- What to produce: Set down each line of the material that follows, exactly, with no pictures.

- Recorded data:

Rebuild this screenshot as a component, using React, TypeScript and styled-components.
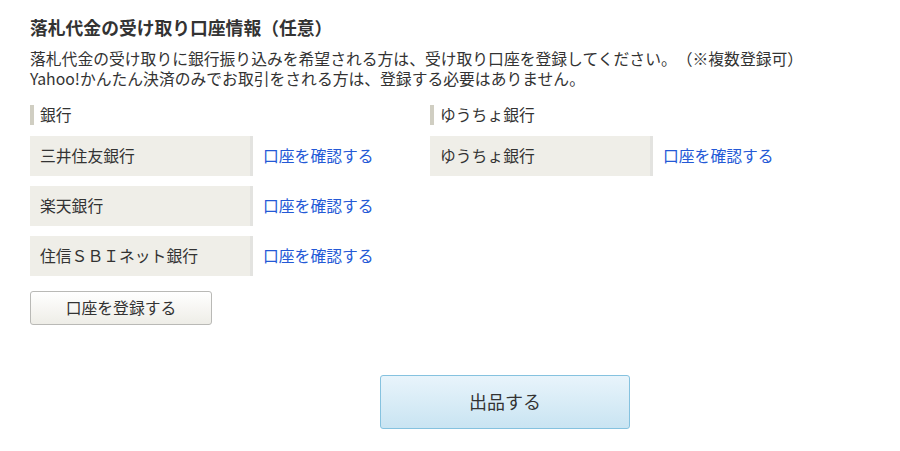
import React from 'react'
import styled, { createGlobalStyle } from 'styled-components';

const GlobalStyle = createGlobalStyle`
  body {
    margin: 0;
    background: #fff;
    color: #333;
    font-family: "Noto Sans CJK JP", "Noto Sans", sans-serif;
    text-spacing-trim: space-all;
  }
`;

const banks = ['三井住友銀行', '楽天銀行', '住信ＳＢＩネット銀行'];
const yuchoBanks = ['ゆうちょ銀行'];

const AccountList = (props: { label: string; items: string[] }): JSX.Element => (
  <Column>
    <Label>{props.label}</Label>
    <Rows>
      {props.items.map((name) => (
        <Row key={name}>
          <BankName>{name}</BankName>
          <Link href="#">口座を確認する</Link>
        </Row>
      ))}
    </Rows>
  </Column>
);

export default function App(): JSX.Element {
  return <Page>
    <GlobalStyle />
    <Title>落札代金の受け取り口座情報（任意）</Title>
    <Description>
      <Line>落札代金の受け取りに銀行振り込みを希望される方は、受け取り口座を登録してください。（※複数登録可）</Line>
      <Line>Yahoo!かんたん決済のみでお取引をされる方は、登録する必要はありません。</Line>
    </Description>
    <Columns>
      <AccountList label="銀行" items={banks} />
      <AccountList label="ゆうちょ銀行" items={yuchoBanks} />
    </Columns>
    <RegisterButton type="button">口座を登録する</RegisterButton>
    <SubmitArea>
      <SubmitButton type="button">出品する</SubmitButton>
    </SubmitArea>
  </Page>;
}

const Page = styled.div`
  padding: 16px 30px 0;
`;

const Title = styled.h2`
  margin: 0;
  font-size: 17.8px;
  line-height: 22px;
  font-weight: bold;
  color: #333;
`;

const Description = styled.div`
  margin: 11px 0 0;
  font-size: 15.8px;
`;

const Line = styled.p`
  margin: 0;
  height: 20px;
  line-height: 19px;
  white-space: nowrap;
`;

const Columns = styled.div`
  display: flex;
  margin-top: 16px;
`;

const Column = styled.div`
  width: 400px;
`;

const Label = styled.div`
  height: 20px;
  padding-left: 6px;
  border-left: 4px solid #d0cec2;
  font-size: 15.8px;
  line-height: 19px;
`;

const Rows = styled.div`
  display: flex;
  flex-direction: column;
  gap: 10px;
  margin-top: 11px;
`;

const Row = styled.div`
  display: flex;
  align-items: center;
  height: 40px;
  font-size: 15.8px;
`;

const BankName = styled.div`
  box-sizing: border-box;
  display: flex;
  align-items: center;
  width: 223px;
  height: 100%;
  padding: 0 0 2px 10px;
  background: #efeee8;
  border-right: 3px solid #e3e3e0;
`;

const Link = styled.a`
  margin: 0 0 2px 10px;
  color: #2459d6;
  text-decoration: none;
`;

const RegisterButton = styled.button`
  display: block;
  margin-top: 15px;
  width: 182px;
  height: 34px;
  padding: 0 0 2px;
  border: 1px solid #b9b9b6;
  border-radius: 3px;
  background: linear-gradient(#ffffff, #eeede7);
  color: #333;
  font-family: inherit;
  font-size: 15.8px;
  cursor: pointer;
`;

const SubmitArea = styled.div`
  margin-top: 50px;
  padding-left: 350px;
`;

const SubmitButton = styled.button`
  width: 250px;
  height: 54px;
  padding: 0 0 3px;
  border: 1px solid #85c2df;
  border-radius: 3px;
  background: linear-gradient(#e8f4fb, #c9e4f2);
  color: #333;
  font-family: inherit;
  font-size: 18px;
  cursor: pointer;
`;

- Task solution:
Rebuild this screenshot as a component, using React, TypeScript and styled-components.
import React from 'react'
import styled, { createGlobalStyle } from 'styled-components';

const GlobalStyle = createGlobalStyle`
  body {
    margin: 0;
    background: #fff;
    color: #333;
    font-family: "Noto Sans CJK JP", "Noto Sans", sans-serif;
    text-spacing-trim: space-all;
  }
`;

const banks = ['三井住友銀行', '楽天銀行', '住信ＳＢＩネット銀行'];
const yuchoBanks = ['ゆうちょ銀行'];

const AccountList = (props: { label: string; items: string[] }): JSX.Element => (
  <Column>
    <Label>{props.label}</Label>
    <Rows>
      {props.items.map((name) => (
        <Row key={name}>
          <BankName>{name}</BankName>
          <Link href="#">口座を確認する</Link>
        </Row>
      ))}
    </Rows>
  </Column>
);

export default function App(): JSX.Element {
  return <Page>
    <GlobalStyle />
    <Title>落札代金の受け取り口座情報（任意）</Title>
    <Description>
      <Line>落札代金の受け取りに銀行振り込みを希望される方は、受け取り口座を登録してください。（※複数登録可）</Line>
      <Line>Yahoo!かんたん決済のみでお取引をされる方は、登録する必要はありません。</Line>
    </Description>
    <Columns>
      <AccountList label="銀行" items={banks} />
      <AccountList label="ゆうちょ銀行" items={yuchoBanks} />
    </Columns>
    <RegisterButton type="button">口座を登録する</RegisterButton>
    <SubmitArea>
      <SubmitButton type="button">出品する</SubmitButton>
    </SubmitArea>
  </Page>;
}

const Page = styled.div`
  padding: 16px 30px 0;
`;

const Title = styled.h2`
  margin: 0;
  font-size: 17.8px;
  line-height: 22px;
  font-weight: bold;
  color: #333;
`;

const Description = styled.div`
  margin: 11px 0 0;
  font-size: 15.8px;
`;

const Line = styled.p`
  margin: 0;
  height: 20px;
  line-height: 19px;
  white-space: nowrap;
`;

const Columns = styled.div`
  display: flex;
  margin-top: 16px;
`;

const Column = styled.div`
  width: 400px;
`;

const Label = styled.div`
  height: 20px;
  padding-left: 6px;
  border-left: 4px solid #d0cec2;
  font-size: 15.8px;
  line-height: 19px;
`;

const Rows = styled.div`
  display: flex;
  flex-direction: column;
  gap: 10px;
  margin-top: 11px;
`;

const Row = styled.div`
  display: flex;
  align-items: center;
  height: 40px;
  font-size: 15.8px;
`;

const BankName = styled.div`
  box-sizing: border-box;
  display: flex;
  align-items: center;
  width: 223px;
  height: 100%;
  padding: 0 0 2px 10px;
  background: #efeee8;
  border-right: 3px solid #e3e3e0;
`;

const Link = styled.a`
  margin: 0 0 2px 10px;
  color: #2459d6;
  text-decoration: none;
`;

const RegisterButton = styled.button`
  display: block;
  margin-top: 15px;
  width: 182px;
  height: 34px;
  padding: 0 0 2px;
  border: 1px solid #b9b9b6;
  border-radius: 3px;
  background: linear-gradient(#ffffff, #eeede7);
  color: #333;
  font-family: inherit;
  font-size: 15.8px;
  cursor: pointer;
`;

const SubmitArea = styled.div`
  margin-top: 50px;
  padding-left: 350px;
`;

const SubmitButton = styled.button`
  width: 250px;
  height: 54px;
  padding: 0 0 3px;
  border: 1px solid #85c2df;
  border-radius: 3px;
  background: linear-gradient(#e8f4fb, #c9e4f2);
  color: #333;
  font-family: inherit;
  font-size: 18px;
  cursor: pointer;
`;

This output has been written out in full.